El Bachir Diouf (1991) is a visual artist from Dakar where he lives and works. A graduate of the National School of Arts Senegal.
With his collages of oil, pastel and acrylic paint Diouf creates alienating worlds where men and fish play the leading role. Diouf has had a fascination for the underwater world since childhood: ‘I watched documentaries and collected encyclopedias about marine life. In my work I represent forms of aquatic life, abstract or figurative. In the underwater world it is the same as on land, there are paradise places and moments but also bad places and events.
In Senegal we have an expression for someone who has a bad conscience: ‘he has a mind like a fish’. That inspired me to work with fish and sharks and other aggressive underwater animals. They symbolize selfish leaders and other people who are only after power and money and self-enrichment, often at the expense of others. I give them fish heads so that I don’t have to paint recognizable faces. These people are at the root of all the wrongs that afflict society.’
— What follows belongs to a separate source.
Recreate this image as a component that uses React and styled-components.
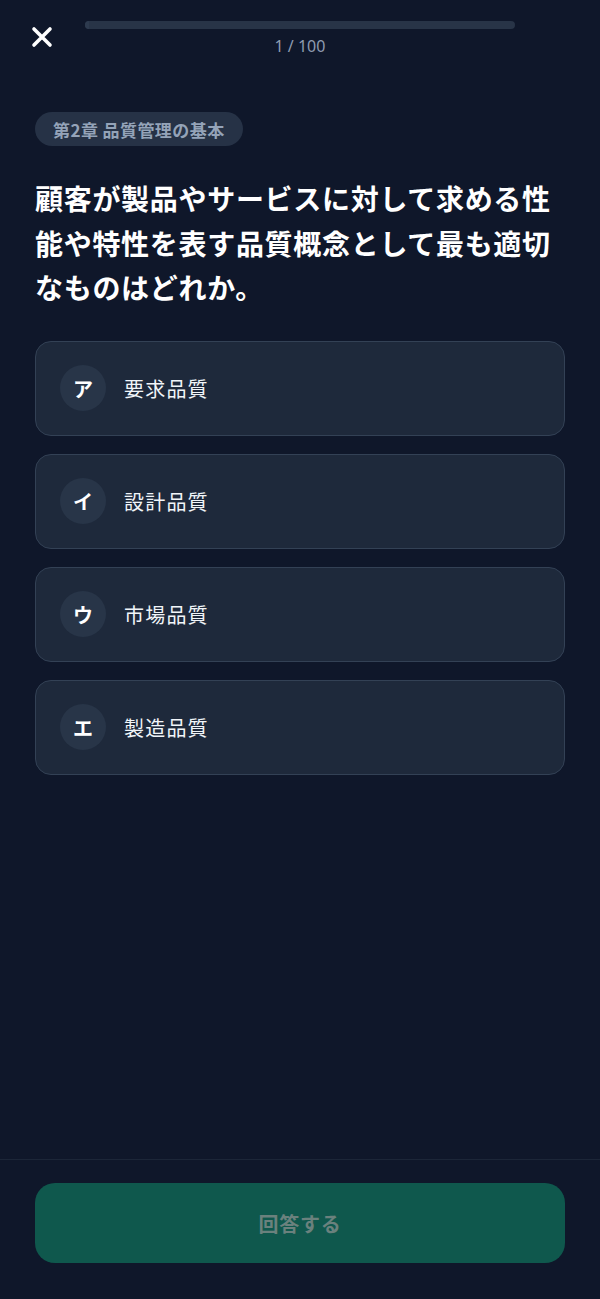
import React from "react";
import styled, { createGlobalStyle } from "styled-components";

const GlobalStyle = createGlobalStyle`
  * { box-sizing: border-box; }
  html, body { margin: 0; padding: 0; background: #0f172a; }
  body {
    font-family: "Noto Sans CJK JP", "Noto Sans", sans-serif;
    color: #f8fafc;
  }
`;

const Page = styled.div`
  width: 600px;
  height: 1299px;
  background: #0f172a;
  display: flex;
  flex-direction: column;
`;

const Header = styled.header`
  display: flex;
  align-items: flex-start;
  gap: 21px;
  padding: 16px 20px 0;
`;

const CloseButton = styled.button`
  width: 44px;
  height: 44px;
  border: none;
  background: transparent;
  padding: 0;
  display: flex;
  align-items: center;
  justify-content: center;
  color: #ffffff;
  margin-top: -1px;
`;

const Spacer = styled.div`
  width: 44px;
  height: 44px;
`;

const ProgressColumn = styled.div`
  flex: 1;
  display: flex;
  flex-direction: column;
  align-items: center;
  padding-top: 5px;
  gap: 5px;
`;

const Track = styled.div`
  width: 100%;
  height: 8px;
  border-radius: 4px;
  background: #283447;
  overflow: hidden;
`;

const Fill = styled.div`
  height: 100%;
  background: #2d3a4e;
`;

const Counter = styled.div`
  font-family: "Noto Sans", sans-serif;
  font-size: 16px;
  line-height: 24px;
  color: #8e9bb0;
`;

const Main = styled.main`
  flex: 1;
  padding: 52px 35px 0;
  display: flex;
  flex-direction: column;
  align-items: flex-start;
`;

const Badge = styled.div`
  height: 34px;
  padding: 0 18px;
  border-radius: 17px;
  background: #263246;
  color: #94a3b8;
  font-size: 17px;
  font-weight: 700;
  letter-spacing: 0.025em;
  display: flex;
  align-items: center;
`;

const Question = styled.h1`
  margin: 30px 0 31px;
  font-size: 28px;
  line-height: 44.6px;
  font-weight: 700;
  letter-spacing: 0.025em;
  color: #ffffff;
`;

const Options = styled.div`
  width: 100%;
  display: flex;
  flex-direction: column;
  gap: 18px;
`;

const Option = styled.button`
  width: 100%;
  height: 95px;
  display: flex;
  align-items: center;
  gap: 18px;
  padding: 0 24px;
  border-radius: 16px;
  border: 1px solid #334155;
  background: #1e293b;
  color: #f1f5f9;
  font-family: inherit;
  text-align: left;
`;

const Letter = styled.span`
  width: 46px;
  height: 46px;
  flex: none;
  border-radius: 50%;
  background: #283548;
  display: flex;
  align-items: center;
  justify-content: center;
  font-size: 20px;
  font-weight: 700;
  color: #ffffff;
`;

const Label = styled.span`
  font-size: 20px;
  letter-spacing: 0.06em;
  color: #f1f5f9;
`;

const Footer = styled.footer`
  border-top: 1px solid #1c2638;
  padding: 23px 35px 36px;
`;

const SubmitButton = styled.button`
  width: 100%;
  height: 80px;
  border: none;
  border-radius: 20px;
  background: #0f584d;
  color: #6a817d;
  font-family: inherit;
  font-size: 20px;
  font-weight: 700;
  letter-spacing: 0.04em;
`;

const options = [
  { key: "ア", label: "要求品質" },
  { key: "イ", label: "設計品質" },
  { key: "ウ", label: "市場品質" },
  { key: "エ", label: "製造品質" },
];

export default function App() {
  return (
    <>
      <GlobalStyle />
      <Page>
        <Header>
          <CloseButton aria-label="閉じる">
            <svg width="22" height="22" viewBox="0 0 22 22" fill="none">
              <path
                d="M3 3 L19 19 M19 3 L3 19"
                stroke="currentColor"
                strokeWidth="3.6"
                strokeLinecap="round"
              />
            </svg>
          </CloseButton>
          <ProgressColumn>
            <Track>
              <Fill style={{ width: `${(1 / 100) * 100}%` }} />
            </Track>
            <Counter>1 / 100</Counter>
          </ProgressColumn>
          <Spacer />
        </Header>
        <Main>
          <Badge>第2章 品質管理の基本</Badge>
          <Question>
            顧客が製品やサービスに対して求める性能や特性を表す品質概念として最も適切なものはどれか。
          </Question>
          <Options>
            {options.map((o) => (
              <Option key={o.key}>
                <Letter>{o.key}</Letter>
                <Label>{o.label}</Label>
              </Option>
            ))}
          </Options>
        </Main>
        <Footer>
          <SubmitButton disabled>回答する</SubmitButton>
        </Footer>
      </Page>
    </>
  );
}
For ‘Let’s talk About Art !’ he created a series of paintings based on a concept called “Wakh xa Guiss” / ‘Saying what I see’ which speaks of the crisis of human values and also of the social inequality that reigns in the world. ‘I see more and more people participating in a kind of cannibalism: at all costs people want to enrich themselves, even if others have to be eliminated for it. Like a fish eats other fish. People continue to enrich themselves indefinitely. Take the government, those are really a bunch of sharks’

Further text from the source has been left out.